Philippa Bowles proudly shows off the tea she has prepared for Sangakkara and the other players at Witchampton (Amelie Claydon/The Athletic)

The same seriousness carries into his batting.

Sangakkara spent his international career facing bowlers operating at 80 or 90mph. At village level, Austin says, he may at best come up against somebody operating closer to 50mph, but gives each delivery the same attention.

“There wasn’t a single ball where he looked complacent,” Austin says. “He plays every ball on its merits. We can see the method and the plan. Obviously, the ability is beyond anything we have by several leagues, but we learn from the way he builds an innings.”

Sangakkara also speaks to opponents, signs autographs and stays for a drink after matches and has even been bowling with his “filthy off-spin”. His appearances remain occasional because of his commentary work and other commitments, but there is no retirement plan for this version of his career.

“As long as I’m having fun and all my friends are playing, I’ll turn up once in a while,” he says. “You have everyone, of all ages and all levels, coming and playing cricket together. It’s structured, it’s competitive and it’s recreational. There’s room for everyone.

“When sport becomes part of the community, it’s in good health.”

That inclusiveness does not protect him from the game itself, as his three most recent appearances for Shillingstone show: 168 not out, a nine-ball duck and another century.

The unbeaten 168 came from 117 balls against Broadstone and included 16 fours and 11 sixes. On Saturday, his latest hundred helped Shillingstone reach 282 for nine before Witchampton finished on 206 for seven, a 76-run victory that kept the visitors second in the 10-team division.

Between the two centuries came that duck against Cerne Valley, his wicket taken by Craig Kellaway.

Kellaway, 35, is a mortgage underwriter who has played for Cerne Valley since he was about 10. He described himself as a medium-paced bowler and expected Sangakkara, fresh from making 168, to produce another substantial score.

Cerne Valley took an early wicket, so Sangakkara, batting at No 3, arrived at the crease inside the first six overs.

“You think, ‘I’m bowling at Kumar Sangakkara now — this is amazing’,” Kellaway says. “But I just tried to treat him like he was any other batsman. I’m not quick. I targeted the stumps, he clipped it to one of our fielders and, luckily, the fielder caught it.”

Some spectators had come along specifically to watch Sangakkara bat and did not see him score a single run, but Kellaway says, “they were patting me on the back, ‘Well done, you’ve just got Kumar’.”

He did not ask Sangakkara for a photograph or autograph, did not keep the ball he got him out with as a memento, and has resisted suggestions that he should frame the scorebook, although he accepts the dismissal may eventually become something to tell his grandchildren about.

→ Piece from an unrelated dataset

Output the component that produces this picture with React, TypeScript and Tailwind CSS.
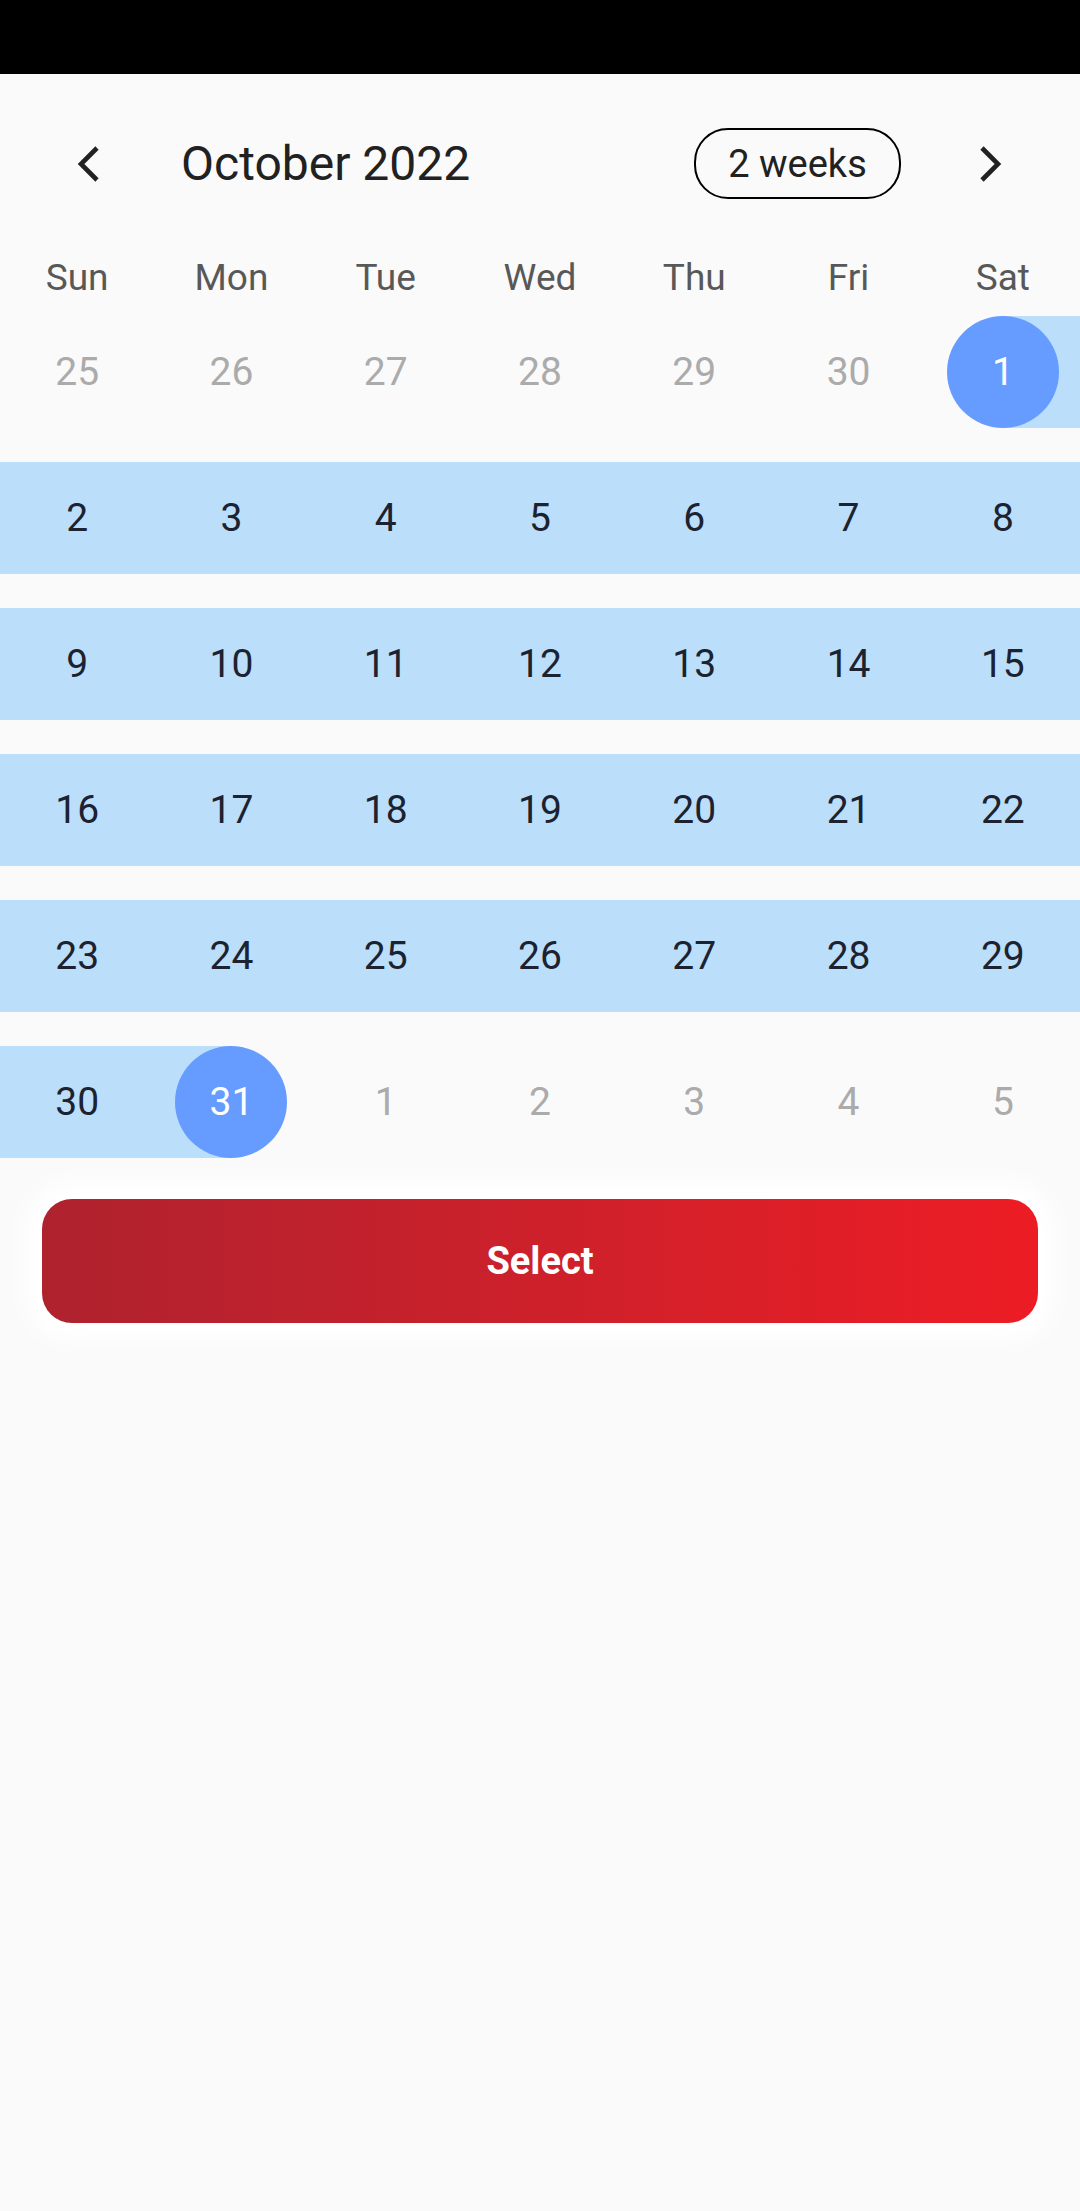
import React from 'react'

type Day = {
  n: number
  kind: 'out' | 'in' | 'start' | 'end'
}

const WEEKDAYS = ['Sun', 'Mon', 'Tue', 'Wed', 'Thu', 'Fri', 'Sat']

const out = (n: number): Day => ({ n, kind: 'out' })
const inside = (n: number): Day => ({ n, kind: 'in' })

const WEEKS: Day[][] = [
  [out(25), out(26), out(27), out(28), out(29), out(30), { n: 1, kind: 'start' }],
  [2, 3, 4, 5, 6, 7, 8].map(inside),
  [9, 10, 11, 12, 13, 14, 15].map(inside),
  [16, 17, 18, 19, 20, 21, 22].map(inside),
  [23, 24, 25, 26, 27, 28, 29].map(inside),
  [inside(30), { n: 31, kind: 'end' }, out(1), out(2), out(3), out(4), out(5)],
]

function Chevron({ dir }: { dir: 'left' | 'right' }) {
  const d = dir === 'left' ? 'M20 2 L4 18 L20 34' : 'M4 2 L20 18 L4 34'
  return (
    <svg width="24" height="36" viewBox="0 0 24 36" fill="none">
      <path d={d} stroke="#212121" strokeWidth="4.6" strokeLinejoin="miter" />
    </svg>
  )
}

function DayCell({ day }: { day: Day }) {
  if (day.kind === 'start' || day.kind === 'end') {
    const band =
      day.kind === 'start'
        ? 'bg-[linear-gradient(to_right,transparent_50%,#bbdefb_50%)]'
        : 'bg-[linear-gradient(to_right,#bbdefb_50%,transparent_50%)]'
    return (
      <div className={`flex h-[112px] items-center justify-center ${band}`}>
        <div className="flex h-[112px] w-[112px] items-center justify-center rounded-full bg-[#669bff] text-[39px] leading-none text-white">
          {day.n}
        </div>
      </div>
    )
  }
  return (
    <div
      className={`flex h-[112px] items-center justify-center text-[39px] leading-none ${
        day.kind === 'in' ? 'bg-[#bbdefb] text-[#1c2230]' : 'text-[#ababab]'
      }`}
    >
      {day.n}
    </div>
  )
}

export default function App() {
  return (
    <div className="min-h-[2211px] bg-[#fafafa] font-['Roboto','Liberation_Sans',sans-serif]">
      <div className="h-[74px] bg-black" />

      {/* header */}
      <div className="mt-[54px] flex h-[71px] items-center">
        <div className="ml-[77px]">
          <Chevron dir="left" />
        </div>
        <h1 className="ml-[80px] text-[48px] leading-none text-[#212121]">October 2022</h1>
        <div className="flex-1" />
        <div className="flex h-[71px] w-[207px] items-center justify-center rounded-[34px] border-[2.5px] border-black text-[38px] leading-none text-[#212121]">
          2 weeks
        </div>
        <div className="ml-[77px] mr-[78px]">
          <Chevron dir="right" />
        </div>
      </div>

      {/* weekday labels */}
      <div className="mt-[53px] grid h-[50px] grid-cols-7 items-center">
        {WEEKDAYS.map((w) => (
          <div key={w} className="text-center text-[37px] leading-none text-[#585858]">
            {w}
          </div>
        ))}
      </div>

      {/* days */}
      <div className="mt-[14px] flex flex-col gap-[34px]">
        {WEEKS.map((week, i) => (
          <div key={i} className="grid grid-cols-7">
            {week.map((d, j) => (
              <DayCell key={j} day={d} />
            ))}
          </div>
        ))}
      </div>

      <div className="mx-[42px] mt-[41px]">
        <button className="flex h-[124px] w-full items-center justify-center rounded-[30px] bg-gradient-to-r from-[#ae222e] to-[#ed1c24] text-[38px] font-bold leading-none text-white shadow-[0_0_26px_18px_#ffffff]">
          Select
        </button>
      </div>
    </div>
  )
}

Cerne Valley still lost the match. When the players went to the pub afterwards, Kellaway bought his own round, despite having dismissed one of cricket’s greatest batsmen. “We were probably more annoyed that we didn’t win the game,” he says.

The wicket nevertheless travelled through the league’s pubs and WhatsApp groups.

Before Kellaway’s next match, opposition players arrived asking, “Who’s Craig?”

There’s never any need to ask who the Sri Lankan batter is when Shillingstone play.